→ STATED EXERCISE
Quote all of the data exactly as given. Skip every picture it contains.

→ INFORMATION PROVIDED
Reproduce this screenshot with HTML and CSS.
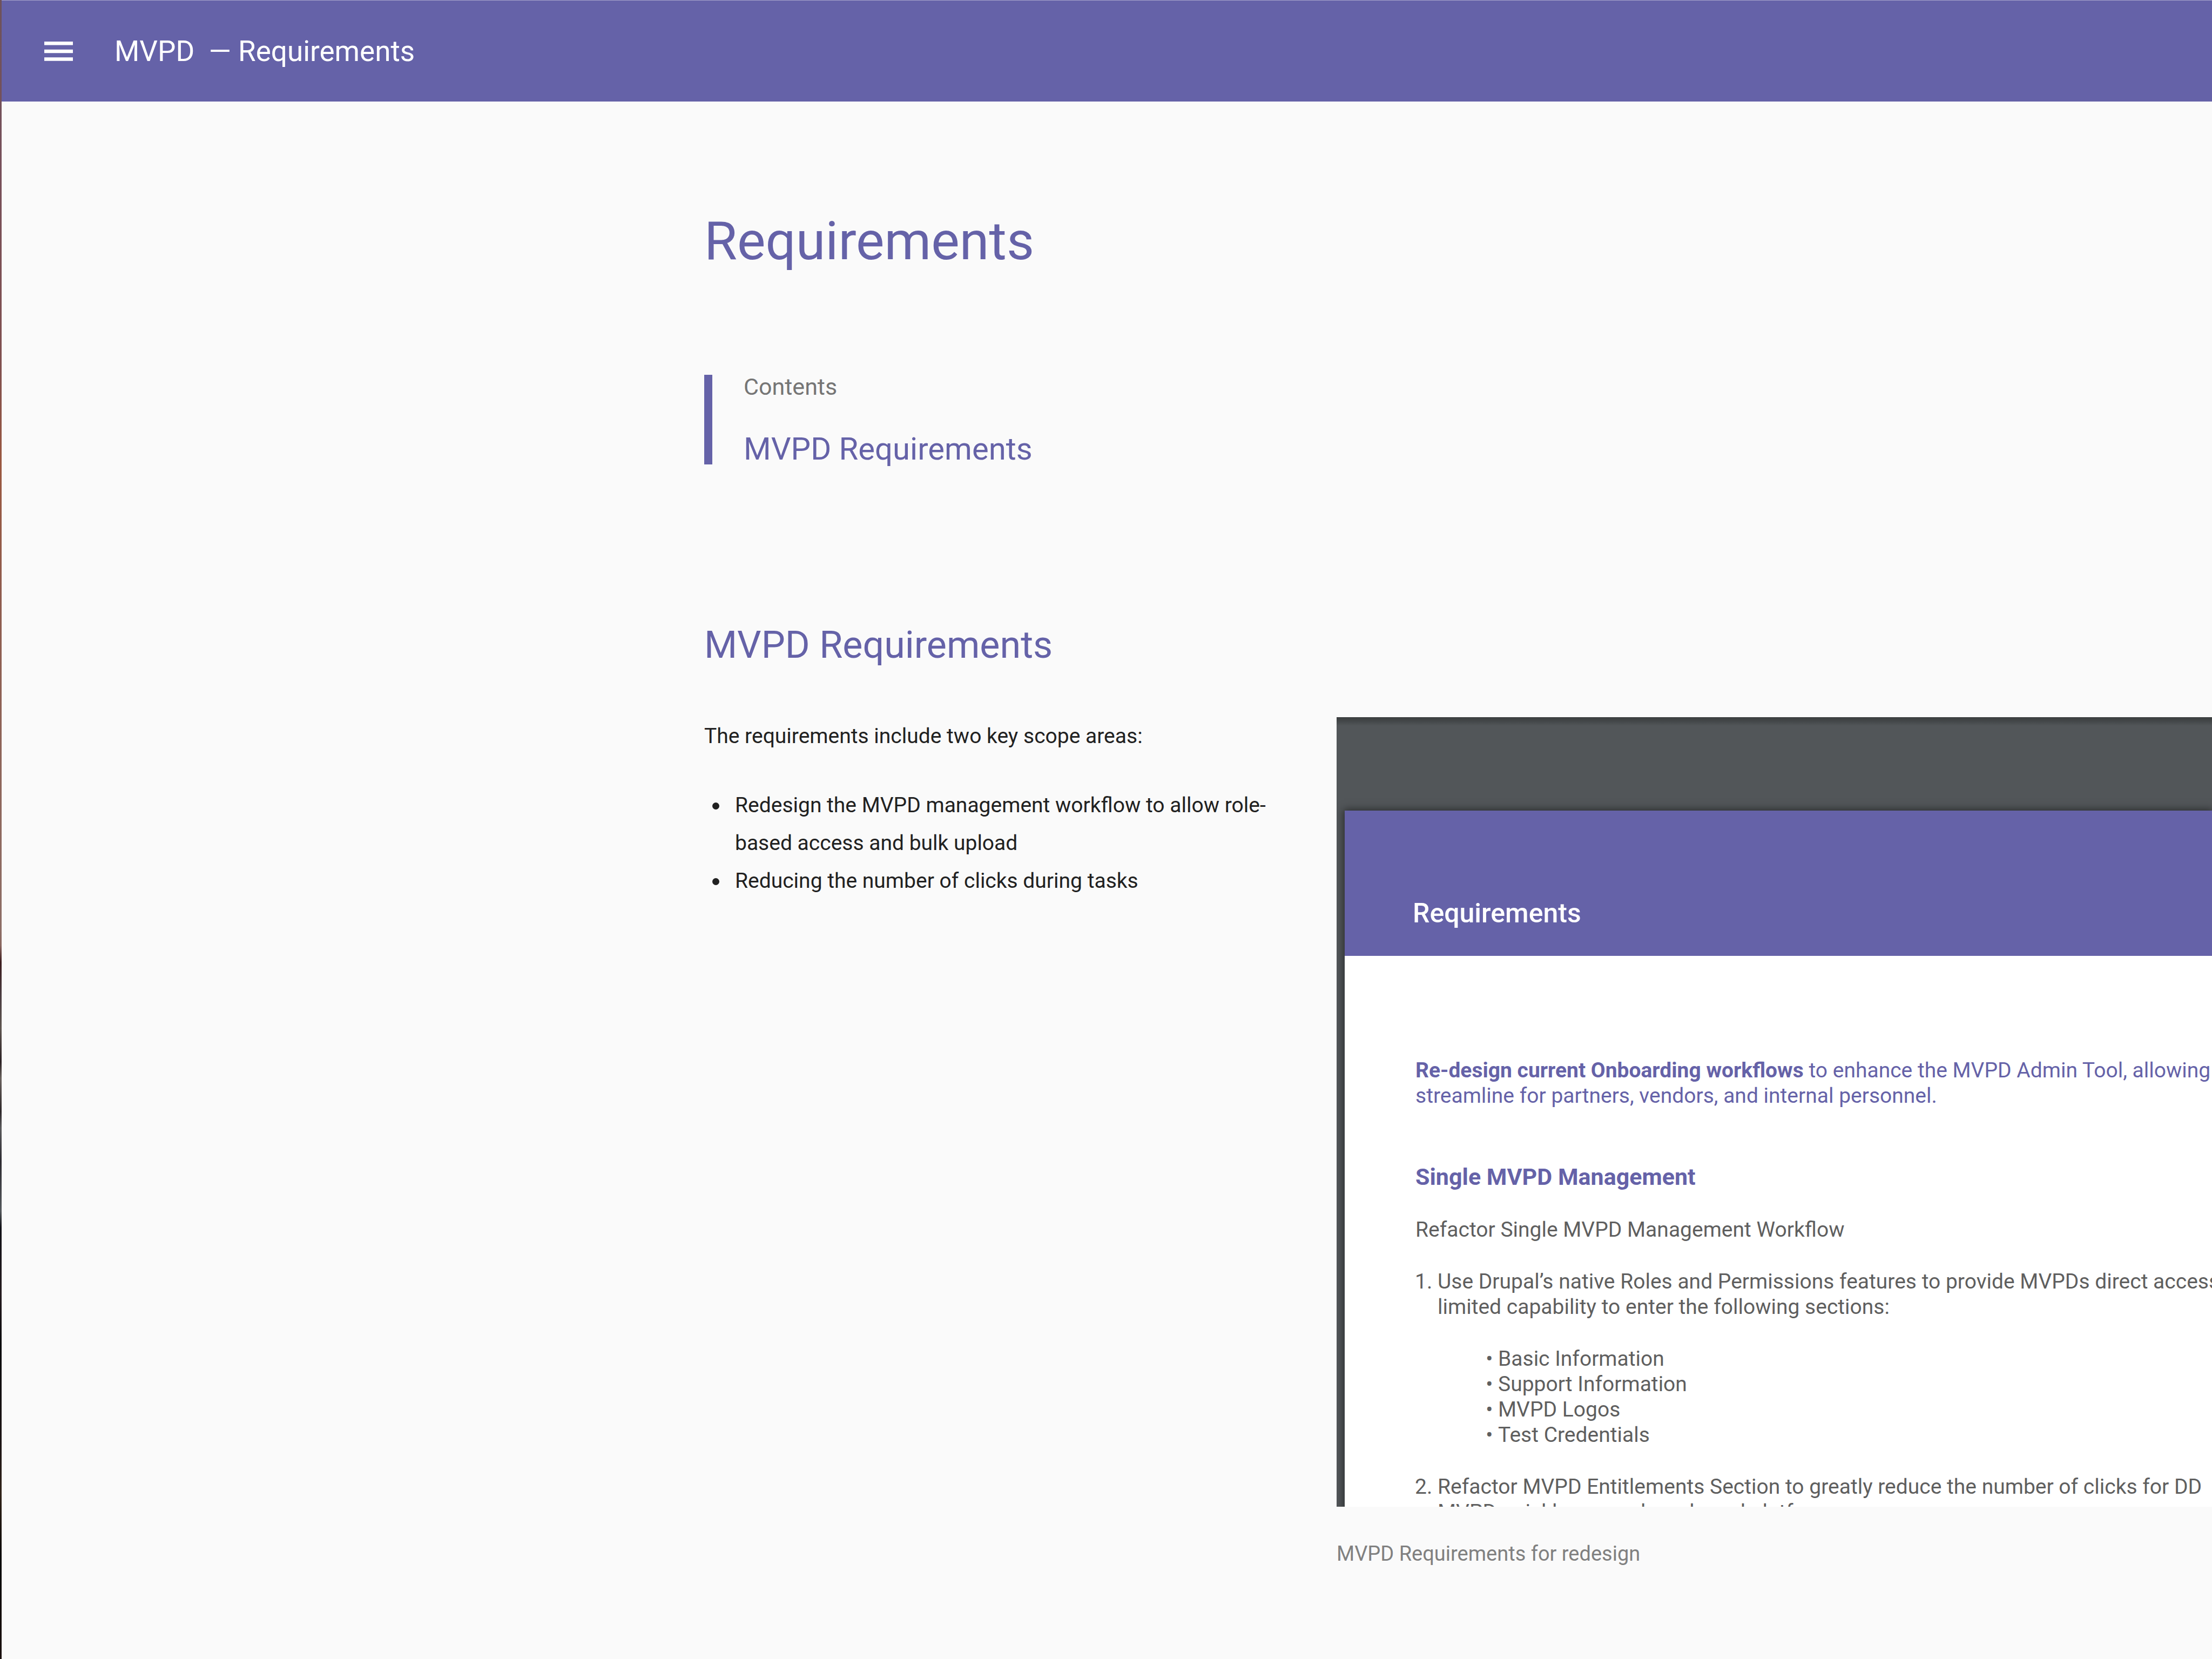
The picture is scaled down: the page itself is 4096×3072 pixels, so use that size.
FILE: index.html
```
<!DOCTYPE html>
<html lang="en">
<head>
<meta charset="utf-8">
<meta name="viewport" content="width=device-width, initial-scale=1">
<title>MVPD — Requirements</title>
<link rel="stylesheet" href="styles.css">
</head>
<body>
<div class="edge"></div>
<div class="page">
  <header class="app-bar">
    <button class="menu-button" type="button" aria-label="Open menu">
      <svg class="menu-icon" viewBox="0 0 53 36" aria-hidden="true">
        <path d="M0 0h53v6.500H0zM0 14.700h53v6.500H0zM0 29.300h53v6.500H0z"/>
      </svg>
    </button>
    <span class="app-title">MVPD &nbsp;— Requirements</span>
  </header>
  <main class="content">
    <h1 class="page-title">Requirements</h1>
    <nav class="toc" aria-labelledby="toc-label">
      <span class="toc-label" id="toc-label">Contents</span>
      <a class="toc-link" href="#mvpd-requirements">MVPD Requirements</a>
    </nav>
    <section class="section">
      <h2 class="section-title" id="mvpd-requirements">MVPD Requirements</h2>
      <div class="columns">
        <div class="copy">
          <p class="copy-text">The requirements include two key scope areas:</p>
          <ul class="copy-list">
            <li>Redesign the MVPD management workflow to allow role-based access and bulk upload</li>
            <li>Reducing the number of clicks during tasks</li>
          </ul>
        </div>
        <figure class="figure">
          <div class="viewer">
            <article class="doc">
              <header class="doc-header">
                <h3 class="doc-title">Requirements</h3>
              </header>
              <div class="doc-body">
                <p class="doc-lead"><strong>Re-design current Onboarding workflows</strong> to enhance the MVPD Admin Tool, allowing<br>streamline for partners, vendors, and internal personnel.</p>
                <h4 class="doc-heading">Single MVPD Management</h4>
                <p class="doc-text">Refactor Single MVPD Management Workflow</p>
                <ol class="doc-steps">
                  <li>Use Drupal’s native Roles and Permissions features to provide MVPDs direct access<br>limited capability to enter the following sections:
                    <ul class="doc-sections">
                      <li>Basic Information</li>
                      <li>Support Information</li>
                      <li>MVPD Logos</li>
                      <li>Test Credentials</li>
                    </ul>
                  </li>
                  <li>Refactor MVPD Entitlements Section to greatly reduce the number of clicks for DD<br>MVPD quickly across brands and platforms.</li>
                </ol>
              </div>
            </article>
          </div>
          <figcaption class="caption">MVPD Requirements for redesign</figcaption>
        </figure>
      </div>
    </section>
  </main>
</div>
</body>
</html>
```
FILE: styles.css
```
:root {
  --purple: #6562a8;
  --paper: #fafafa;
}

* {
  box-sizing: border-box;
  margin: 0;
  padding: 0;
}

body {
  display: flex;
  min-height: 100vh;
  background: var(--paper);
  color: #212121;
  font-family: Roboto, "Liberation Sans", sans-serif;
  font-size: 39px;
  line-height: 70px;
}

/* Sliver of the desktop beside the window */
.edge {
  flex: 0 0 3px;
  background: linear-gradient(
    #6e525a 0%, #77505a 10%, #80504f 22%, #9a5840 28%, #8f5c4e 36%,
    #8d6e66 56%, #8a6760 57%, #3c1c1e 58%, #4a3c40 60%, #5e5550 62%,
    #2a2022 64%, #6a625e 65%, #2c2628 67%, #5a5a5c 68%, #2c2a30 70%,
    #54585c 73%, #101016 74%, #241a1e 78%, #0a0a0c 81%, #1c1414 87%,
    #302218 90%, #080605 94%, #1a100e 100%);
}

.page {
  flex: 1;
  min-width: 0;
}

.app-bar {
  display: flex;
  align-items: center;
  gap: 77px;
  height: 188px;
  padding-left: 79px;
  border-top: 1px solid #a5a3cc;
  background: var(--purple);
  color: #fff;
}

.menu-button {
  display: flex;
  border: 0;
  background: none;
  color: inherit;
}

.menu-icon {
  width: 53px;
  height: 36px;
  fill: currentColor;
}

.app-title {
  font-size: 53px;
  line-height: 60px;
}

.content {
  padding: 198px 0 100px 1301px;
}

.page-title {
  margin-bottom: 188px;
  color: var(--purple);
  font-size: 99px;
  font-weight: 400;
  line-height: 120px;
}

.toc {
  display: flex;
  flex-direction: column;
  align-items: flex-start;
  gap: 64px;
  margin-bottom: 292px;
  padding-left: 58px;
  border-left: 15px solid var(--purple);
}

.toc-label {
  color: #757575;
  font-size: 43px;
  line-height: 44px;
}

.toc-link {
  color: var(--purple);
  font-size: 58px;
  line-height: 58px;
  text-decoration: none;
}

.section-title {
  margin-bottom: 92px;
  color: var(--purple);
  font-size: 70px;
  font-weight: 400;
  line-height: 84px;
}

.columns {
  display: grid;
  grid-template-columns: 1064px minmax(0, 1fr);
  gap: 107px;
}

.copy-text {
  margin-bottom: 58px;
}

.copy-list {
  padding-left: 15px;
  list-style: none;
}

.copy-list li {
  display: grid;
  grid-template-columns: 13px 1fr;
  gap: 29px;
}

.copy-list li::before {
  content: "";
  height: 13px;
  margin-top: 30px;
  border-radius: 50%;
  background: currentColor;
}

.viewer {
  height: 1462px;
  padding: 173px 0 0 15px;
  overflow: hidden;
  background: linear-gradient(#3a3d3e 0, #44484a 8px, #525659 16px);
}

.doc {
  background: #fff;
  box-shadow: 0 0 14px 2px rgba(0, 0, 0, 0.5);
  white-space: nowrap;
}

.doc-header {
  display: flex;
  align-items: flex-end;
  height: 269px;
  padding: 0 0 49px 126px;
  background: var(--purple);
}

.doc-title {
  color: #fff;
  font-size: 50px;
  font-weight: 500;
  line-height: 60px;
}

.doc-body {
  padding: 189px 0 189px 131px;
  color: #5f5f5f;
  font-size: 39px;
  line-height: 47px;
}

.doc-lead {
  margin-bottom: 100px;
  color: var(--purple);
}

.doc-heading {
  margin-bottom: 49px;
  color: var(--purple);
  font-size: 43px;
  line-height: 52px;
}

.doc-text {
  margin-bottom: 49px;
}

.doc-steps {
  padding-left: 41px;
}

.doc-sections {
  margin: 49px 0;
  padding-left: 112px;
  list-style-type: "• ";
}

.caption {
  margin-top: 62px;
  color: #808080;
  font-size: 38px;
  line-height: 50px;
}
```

→ THE ANSWER
Reproduce this screenshot with HTML and CSS.
The picture is scaled down: the page itself is 4096×3072 pixels, so use that size.
FILE: index.html
```
<!DOCTYPE html>
<html lang="en">
<head>
<meta charset="utf-8">
<meta name="viewport" content="width=device-width, initial-scale=1">
<title>MVPD — Requirements</title>
<link rel="stylesheet" href="styles.css">
</head>
<body>
<div class="edge"></div>
<div class="page">
  <header class="app-bar">
    <button class="menu-button" type="button" aria-label="Open menu">
      <svg class="menu-icon" viewBox="0 0 53 36" aria-hidden="true">
        <path d="M0 0h53v6.500H0zM0 14.700h53v6.500H0zM0 29.300h53v6.500H0z"/>
      </svg>
    </button>
    <span class="app-title">MVPD &nbsp;— Requirements</span>
  </header>
  <main class="content">
    <h1 class="page-title">Requirements</h1>
    <nav class="toc" aria-labelledby="toc-label">
      <span class="toc-label" id="toc-label">Contents</span>
      <a class="toc-link" href="#mvpd-requirements">MVPD Requirements</a>
    </nav>
    <section class="section">
      <h2 class="section-title" id="mvpd-requirements">MVPD Requirements</h2>
      <div class="columns">
        <div class="copy">
          <p class="copy-text">The requirements include two key scope areas:</p>
          <ul class="copy-list">
            <li>Redesign the MVPD management workflow to allow role-based access and bulk upload</li>
            <li>Reducing the number of clicks during tasks</li>
          </ul>
        </div>
        <figure class="figure">
          <div class="viewer">
            <article class="doc">
              <header class="doc-header">
                <h3 class="doc-title">Requirements</h3>
              </header>
              <div class="doc-body">
                <p class="doc-lead"><strong>Re-design current Onboarding workflows</strong> to enhance the MVPD Admin Tool, allowing<br>streamline for partners, vendors, and internal personnel.</p>
                <h4 class="doc-heading">Single MVPD Management</h4>
                <p class="doc-text">Refactor Single MVPD Management Workflow</p>
                <ol class="doc-steps">
                  <li>Use Drupal’s native Roles and Permissions features to provide MVPDs direct access<br>limited capability to enter the following sections:
                    <ul class="doc-sections">
                      <li>Basic Information</li>
                      <li>Support Information</li>
                      <li>MVPD Logos</li>
                      <li>Test Credentials</li>
                    </ul>
                  </li>
                  <li>Refactor MVPD Entitlements Section to greatly reduce the number of clicks for DD<br>MVPD quickly across brands and platforms.</li>
                </ol>
              </div>
            </article>
          </div>
          <figcaption class="caption">MVPD Requirements for redesign</figcaption>
        </figure>
      </div>
    </section>
  </main>
</div>
</body>
</html>
```
FILE: styles.css
```
:root {
  --purple: #6562a8;
  --paper: #fafafa;
}

* {
  box-sizing: border-box;
  margin: 0;
  padding: 0;
}

body {
  display: flex;
  min-height: 100vh;
  background: var(--paper);
  color: #212121;
  font-family: Roboto, "Liberation Sans", sans-serif;
  font-size: 39px;
  line-height: 70px;
}

/* Sliver of the desktop beside the window */
.edge {
  flex: 0 0 3px;
  background: linear-gradient(
    #6e525a 0%, #77505a 10%, #80504f 22%, #9a5840 28%, #8f5c4e 36%,
    #8d6e66 56%, #8a6760 57%, #3c1c1e 58%, #4a3c40 60%, #5e5550 62%,
    #2a2022 64%, #6a625e 65%, #2c2628 67%, #5a5a5c 68%, #2c2a30 70%,
    #54585c 73%, #101016 74%, #241a1e 78%, #0a0a0c 81%, #1c1414 87%,
    #302218 90%, #080605 94%, #1a100e 100%);
}

.page {
  flex: 1;
  min-width: 0;
}

.app-bar {
  display: flex;
  align-items: center;
  gap: 77px;
  height: 188px;
  padding-left: 79px;
  border-top: 1px solid #a5a3cc;
  background: var(--purple);
  color: #fff;
}

.menu-button {
  display: flex;
  border: 0;
  background: none;
  color: inherit;
}

.menu-icon {
  width: 53px;
  height: 36px;
  fill: currentColor;
}

.app-title {
  font-size: 53px;
  line-height: 60px;
}

.content {
  padding: 198px 0 100px 1301px;
}

.page-title {
  margin-bottom: 188px;
  color: var(--purple);
  font-size: 99px;
  font-weight: 400;
  line-height: 120px;
}

.toc {
  display: flex;
  flex-direction: column;
  align-items: flex-start;
  gap: 64px;
  margin-bottom: 292px;
  padding-left: 58px;
  border-left: 15px solid var(--purple);
}

.toc-label {
  color: #757575;
  font-size: 43px;
  line-height: 44px;
}

.toc-link {
  color: var(--purple);
  font-size: 58px;
  line-height: 58px;
  text-decoration: none;
}

.section-title {
  margin-bottom: 92px;
  color: var(--purple);
  font-size: 70px;
  font-weight: 400;
  line-height: 84px;
}

.columns {
  display: grid;
  grid-template-columns: 1064px minmax(0, 1fr);
  gap: 107px;
}

.copy-text {
  margin-bottom: 58px;
}

.copy-list {
  padding-left: 15px;
  list-style: none;
}

.copy-list li {
  display: grid;
  grid-template-columns: 13px 1fr;
  gap: 29px;
}

.copy-list li::before {
  content: "";
  height: 13px;
  margin-top: 30px;
  border-radius: 50%;
  background: currentColor;
}

.viewer {
  height: 1462px;
  padding: 173px 0 0 15px;
  overflow: hidden;
  background: linear-gradient(#3a3d3e 0, #44484a 8px, #525659 16px);
}

.doc {
  background: #fff;
  box-shadow: 0 0 14px 2px rgba(0, 0, 0, 0.5);
  white-space: nowrap;
}

.doc-header {
  display: flex;
  align-items: flex-end;
  height: 269px;
  padding: 0 0 49px 126px;
  background: var(--purple);
}

.doc-title {
  color: #fff;
  font-size: 50px;
  font-weight: 500;
  line-height: 60px;
}

.doc-body {
  padding: 189px 0 189px 131px;
  color: #5f5f5f;
  font-size: 39px;
  line-height: 47px;
}

.doc-lead {
  margin-bottom: 100px;
  color: var(--purple);
}

.doc-heading {
  margin-bottom: 49px;
  color: var(--purple);
  font-size: 43px;
  line-height: 52px;
}

.doc-text {
  margin-bottom: 49px;
}

.doc-steps {
  padding-left: 41px;
}

.doc-sections {
  margin: 49px 0;
  padding-left: 112px;
  list-style-type: "• ";
}

.caption {
  margin-top: 62px;
  color: #808080;
  font-size: 38px;
  line-height: 50px;
}
```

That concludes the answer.